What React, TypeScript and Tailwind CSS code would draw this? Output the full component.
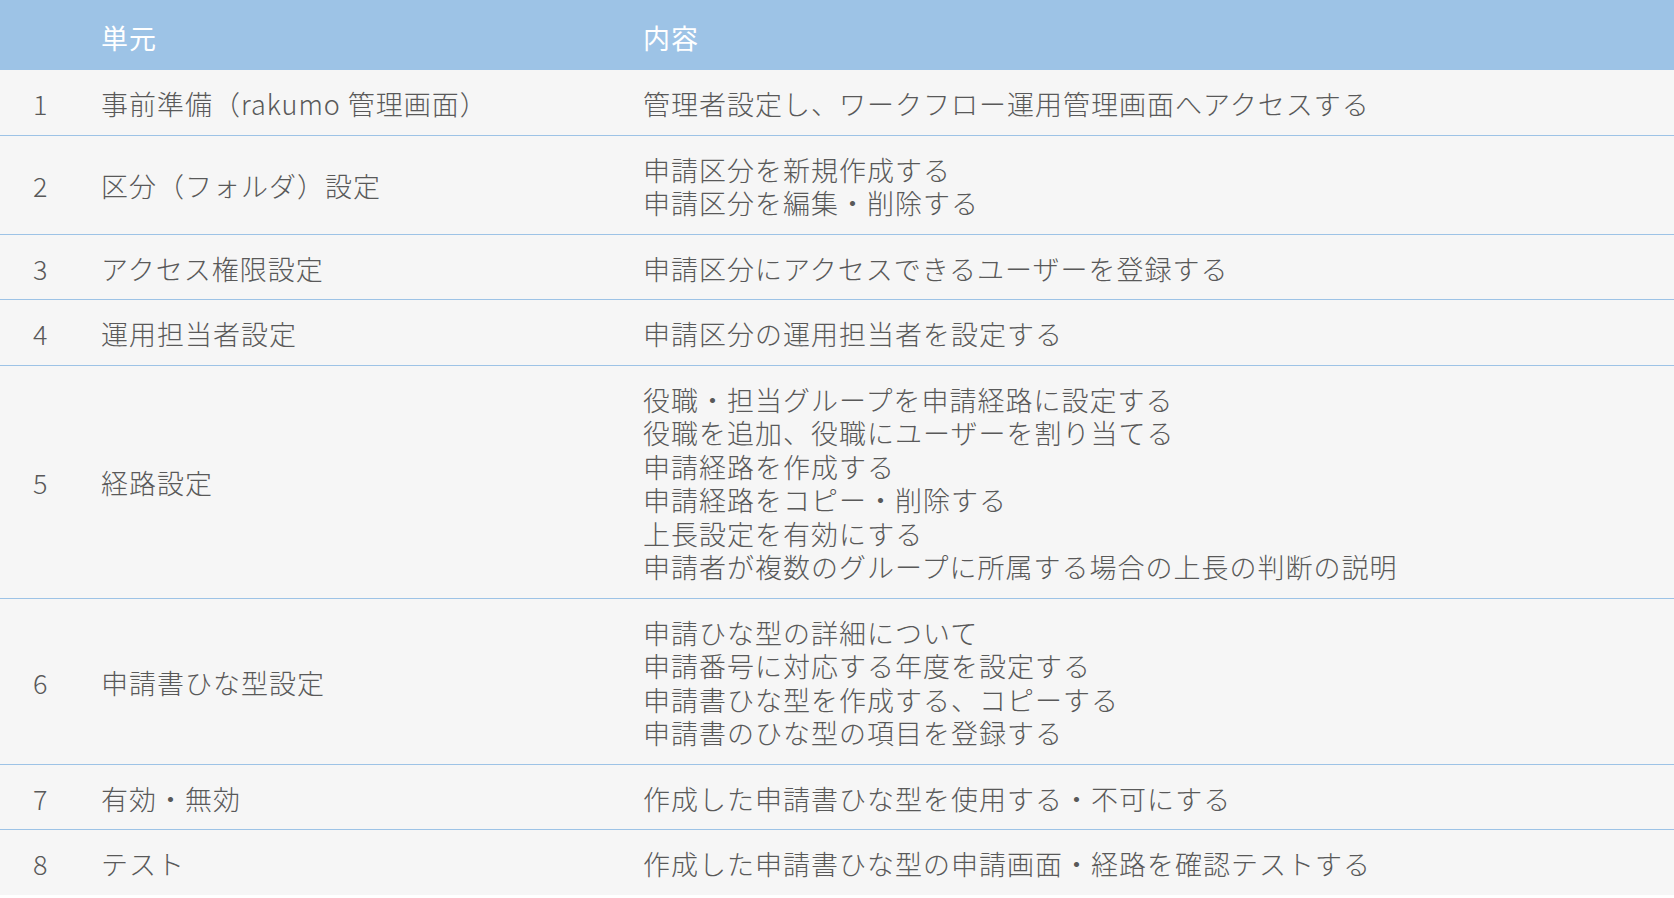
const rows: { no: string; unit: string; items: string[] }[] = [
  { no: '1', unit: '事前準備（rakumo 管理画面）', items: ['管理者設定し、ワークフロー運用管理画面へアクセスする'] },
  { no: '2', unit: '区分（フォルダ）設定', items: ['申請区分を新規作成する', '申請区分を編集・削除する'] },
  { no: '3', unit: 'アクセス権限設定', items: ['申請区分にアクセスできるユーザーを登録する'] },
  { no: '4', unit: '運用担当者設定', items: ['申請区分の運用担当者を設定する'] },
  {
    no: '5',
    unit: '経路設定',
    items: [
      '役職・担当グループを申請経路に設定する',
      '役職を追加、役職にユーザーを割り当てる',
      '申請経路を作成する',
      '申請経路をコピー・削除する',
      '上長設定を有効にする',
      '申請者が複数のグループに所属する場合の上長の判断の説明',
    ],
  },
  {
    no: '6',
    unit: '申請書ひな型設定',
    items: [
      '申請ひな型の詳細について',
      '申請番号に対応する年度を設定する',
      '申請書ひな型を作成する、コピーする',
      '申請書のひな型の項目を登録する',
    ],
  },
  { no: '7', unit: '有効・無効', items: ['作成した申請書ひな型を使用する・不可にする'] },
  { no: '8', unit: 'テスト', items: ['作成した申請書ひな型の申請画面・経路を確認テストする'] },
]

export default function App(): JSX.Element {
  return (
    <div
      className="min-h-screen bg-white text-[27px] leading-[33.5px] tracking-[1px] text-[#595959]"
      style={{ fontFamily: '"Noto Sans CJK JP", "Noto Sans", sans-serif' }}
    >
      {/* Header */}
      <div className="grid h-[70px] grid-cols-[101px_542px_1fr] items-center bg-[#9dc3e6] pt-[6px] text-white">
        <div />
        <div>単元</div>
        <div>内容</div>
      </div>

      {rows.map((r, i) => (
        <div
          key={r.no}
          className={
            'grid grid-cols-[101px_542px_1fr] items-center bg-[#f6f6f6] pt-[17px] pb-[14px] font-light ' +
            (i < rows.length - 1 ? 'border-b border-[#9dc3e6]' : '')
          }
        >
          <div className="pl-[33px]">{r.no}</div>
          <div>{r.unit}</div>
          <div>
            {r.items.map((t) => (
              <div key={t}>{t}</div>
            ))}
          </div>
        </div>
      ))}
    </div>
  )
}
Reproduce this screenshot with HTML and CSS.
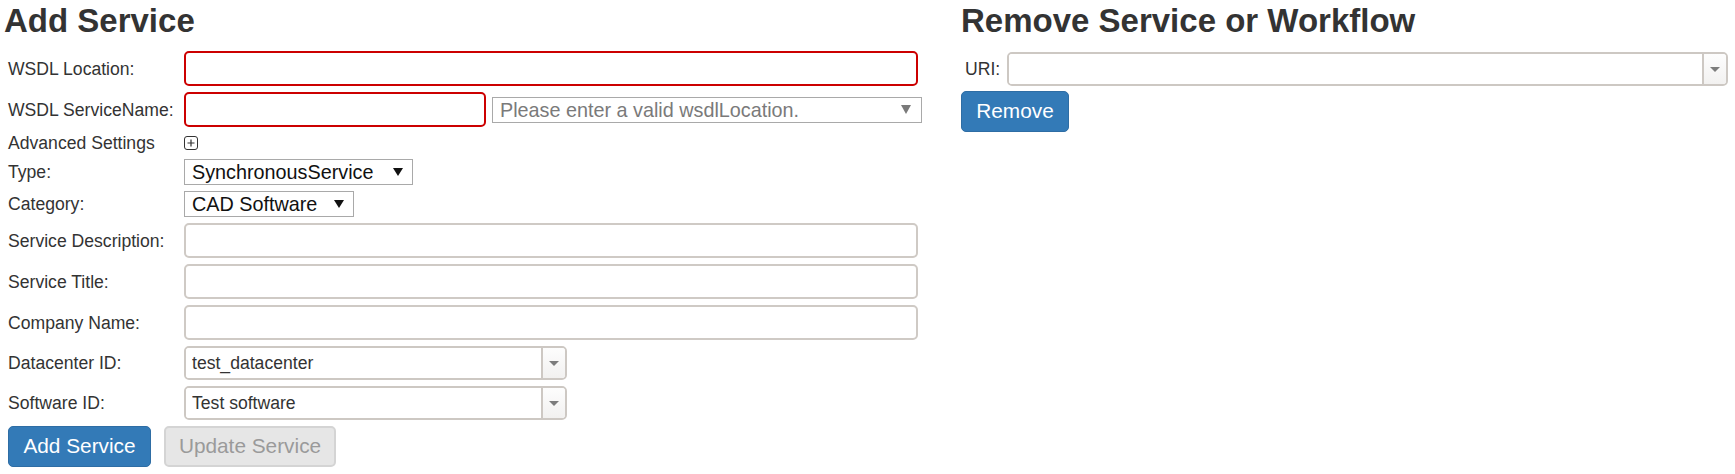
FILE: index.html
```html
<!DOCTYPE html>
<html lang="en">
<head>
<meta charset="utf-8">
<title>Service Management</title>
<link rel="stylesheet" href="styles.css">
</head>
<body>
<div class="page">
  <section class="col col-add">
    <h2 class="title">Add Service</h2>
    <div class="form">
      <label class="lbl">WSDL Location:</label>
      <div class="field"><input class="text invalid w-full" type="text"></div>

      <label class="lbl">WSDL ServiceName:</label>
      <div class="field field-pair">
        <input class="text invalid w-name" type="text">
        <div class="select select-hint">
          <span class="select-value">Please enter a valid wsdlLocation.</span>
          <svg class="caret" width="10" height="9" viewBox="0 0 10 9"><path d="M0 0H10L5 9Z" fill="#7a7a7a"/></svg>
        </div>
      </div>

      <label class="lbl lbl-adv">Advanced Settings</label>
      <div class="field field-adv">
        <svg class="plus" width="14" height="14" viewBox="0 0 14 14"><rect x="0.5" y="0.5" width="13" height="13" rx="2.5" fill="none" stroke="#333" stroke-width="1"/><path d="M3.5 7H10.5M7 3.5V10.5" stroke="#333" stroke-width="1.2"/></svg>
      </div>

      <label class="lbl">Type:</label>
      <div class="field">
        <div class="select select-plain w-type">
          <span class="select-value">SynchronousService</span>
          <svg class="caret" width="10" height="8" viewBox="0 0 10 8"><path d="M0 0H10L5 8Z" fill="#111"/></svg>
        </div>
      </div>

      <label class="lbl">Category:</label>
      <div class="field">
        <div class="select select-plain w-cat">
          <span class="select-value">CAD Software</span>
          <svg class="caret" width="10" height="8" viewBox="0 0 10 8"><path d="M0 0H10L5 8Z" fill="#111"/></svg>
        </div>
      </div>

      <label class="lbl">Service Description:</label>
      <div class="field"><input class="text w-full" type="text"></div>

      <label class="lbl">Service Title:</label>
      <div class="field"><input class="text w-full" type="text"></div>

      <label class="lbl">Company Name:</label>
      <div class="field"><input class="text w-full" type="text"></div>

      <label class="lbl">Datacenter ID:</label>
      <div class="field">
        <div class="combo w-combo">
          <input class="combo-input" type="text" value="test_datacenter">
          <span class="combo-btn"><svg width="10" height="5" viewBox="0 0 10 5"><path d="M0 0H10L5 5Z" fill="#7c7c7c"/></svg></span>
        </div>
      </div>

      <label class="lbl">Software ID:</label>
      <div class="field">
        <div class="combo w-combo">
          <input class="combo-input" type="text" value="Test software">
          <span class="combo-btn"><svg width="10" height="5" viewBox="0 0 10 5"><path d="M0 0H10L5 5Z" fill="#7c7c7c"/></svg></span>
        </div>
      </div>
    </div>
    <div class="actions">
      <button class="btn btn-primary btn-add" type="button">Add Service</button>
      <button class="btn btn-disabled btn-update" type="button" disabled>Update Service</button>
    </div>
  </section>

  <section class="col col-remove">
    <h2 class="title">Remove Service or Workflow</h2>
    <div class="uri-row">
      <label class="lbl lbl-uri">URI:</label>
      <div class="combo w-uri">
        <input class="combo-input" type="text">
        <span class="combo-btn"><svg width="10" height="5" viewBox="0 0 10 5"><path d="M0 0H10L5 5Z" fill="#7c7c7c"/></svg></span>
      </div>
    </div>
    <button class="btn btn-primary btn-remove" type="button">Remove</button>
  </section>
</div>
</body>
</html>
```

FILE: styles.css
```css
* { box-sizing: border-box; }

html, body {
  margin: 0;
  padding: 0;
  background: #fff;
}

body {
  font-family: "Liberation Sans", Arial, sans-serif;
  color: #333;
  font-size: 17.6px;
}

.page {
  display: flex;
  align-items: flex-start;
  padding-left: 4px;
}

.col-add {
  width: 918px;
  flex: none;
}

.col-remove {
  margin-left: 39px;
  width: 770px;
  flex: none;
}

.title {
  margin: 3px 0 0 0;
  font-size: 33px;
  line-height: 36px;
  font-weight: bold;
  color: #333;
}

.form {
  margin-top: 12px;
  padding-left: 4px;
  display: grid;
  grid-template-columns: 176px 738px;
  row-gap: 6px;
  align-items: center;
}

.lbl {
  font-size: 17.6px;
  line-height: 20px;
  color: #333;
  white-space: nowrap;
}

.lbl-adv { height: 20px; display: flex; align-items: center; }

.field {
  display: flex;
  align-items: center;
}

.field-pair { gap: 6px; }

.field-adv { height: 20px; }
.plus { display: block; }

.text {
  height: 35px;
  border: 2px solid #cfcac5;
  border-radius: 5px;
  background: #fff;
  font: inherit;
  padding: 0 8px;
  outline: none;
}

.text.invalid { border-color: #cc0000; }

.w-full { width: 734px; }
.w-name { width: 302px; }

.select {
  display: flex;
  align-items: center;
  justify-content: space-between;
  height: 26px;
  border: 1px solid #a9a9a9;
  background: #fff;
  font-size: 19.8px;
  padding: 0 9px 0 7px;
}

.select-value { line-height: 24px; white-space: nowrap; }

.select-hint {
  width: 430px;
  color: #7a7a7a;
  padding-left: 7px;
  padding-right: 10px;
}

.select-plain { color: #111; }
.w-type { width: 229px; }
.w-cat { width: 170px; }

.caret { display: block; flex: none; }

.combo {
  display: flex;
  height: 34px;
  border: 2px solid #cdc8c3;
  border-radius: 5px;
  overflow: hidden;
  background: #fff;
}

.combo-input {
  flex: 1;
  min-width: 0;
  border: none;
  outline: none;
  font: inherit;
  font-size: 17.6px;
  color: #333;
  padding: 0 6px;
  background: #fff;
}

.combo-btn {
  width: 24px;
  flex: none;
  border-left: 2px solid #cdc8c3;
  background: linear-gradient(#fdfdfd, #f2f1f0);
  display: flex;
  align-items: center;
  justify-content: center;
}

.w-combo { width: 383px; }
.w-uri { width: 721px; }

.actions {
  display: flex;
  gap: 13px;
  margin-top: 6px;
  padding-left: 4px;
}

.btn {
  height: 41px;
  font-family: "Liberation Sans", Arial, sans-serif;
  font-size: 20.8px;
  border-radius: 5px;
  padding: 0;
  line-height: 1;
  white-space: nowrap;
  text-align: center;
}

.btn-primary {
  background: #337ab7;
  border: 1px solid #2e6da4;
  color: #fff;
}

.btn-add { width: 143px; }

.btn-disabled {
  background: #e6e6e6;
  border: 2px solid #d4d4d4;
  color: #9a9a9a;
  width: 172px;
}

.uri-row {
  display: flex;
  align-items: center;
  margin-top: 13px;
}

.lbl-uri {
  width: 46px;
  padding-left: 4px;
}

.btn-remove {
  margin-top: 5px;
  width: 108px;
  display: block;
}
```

What you will do:
Out of the material above, select every line that holds the string "this".

Output below:
What React, TypeScript and Tailwind CSS code would draw this? Output the full component.
Reproduce this screenshot with HTML and CSS.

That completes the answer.